Dorothée Habay-Le, directrice du GECT Alzette-Belval
La structure pose le postulat de lignes transfrontalières principales desservies par des réseaux de rabattement et travaille sur deux lignes test. Elle étudie également les attentes du territoire pour déployer de nouvelles lignes transfrontalières et travaille à la création d’un réseau de voies douces transfrontalières.
Des frontières poreuses, mais encombrées
Maître de conférences à l’université de Lorraine, Marie-France Gaunard-Anderson dénombre 55 GECT en Europe, généralement dédiés à faciliter les échanges au long de frontières devenues poreuses et perméables.
L’obstacle des langues et les problèmes de compétences perdurent dans toute l’Europe, sans pour autant empêcher la coopération de progresser.
Marie-France Gaunard-Anderson, maître de conférences spécialisée en géographie politique à l’Université de Lorraine
Les coopérations entre l’Italie et la Slovénie et celle entre le Danemark et la Suède figurent parmi les plus abouties, en dépit de la différence de taille et de structure entre les partenaires.
Des échelles trop mobiles
A la frontière franco-luxembourgeoise, les questions d’échelle ne sont pas résolues. La création de la grande région Acal renforcera peut-être les moyens dédiés à la mobilité, à condition de définir des priorités.
La mobilité constitue un facteur d’inégalités, même dans des territoires qui peuvent paraître prospères. Elle dépend en partie de la volonté des pays voisins sur laquelle nous n’avons pas prise. Il faut mettre à profit des structures existantes telles le GECT, le réseau de villes Tonicités ou encore, le Sillon lorrain pour travailler à un projet de territoire et le porter à l’échelle interrégionale.

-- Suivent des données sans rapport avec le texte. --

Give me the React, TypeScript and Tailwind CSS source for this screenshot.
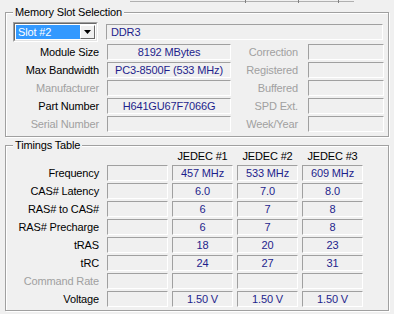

Jean-Marc Fournel, député-maire de Longwy
Essentielle, mais complexe, la question de la mobilité trouvera peut-être des réponses en conjuguant les solutions locales trouvées dans les espaces interstitiels et une gouvernance « chapeau » à l’échelle d’une Grande Région élargie jusqu’au Rhin supérieur. La réorganisation en marche fera bouger les échelles sur un territoire à géométrie variable en quête de stabilité et de mobilité.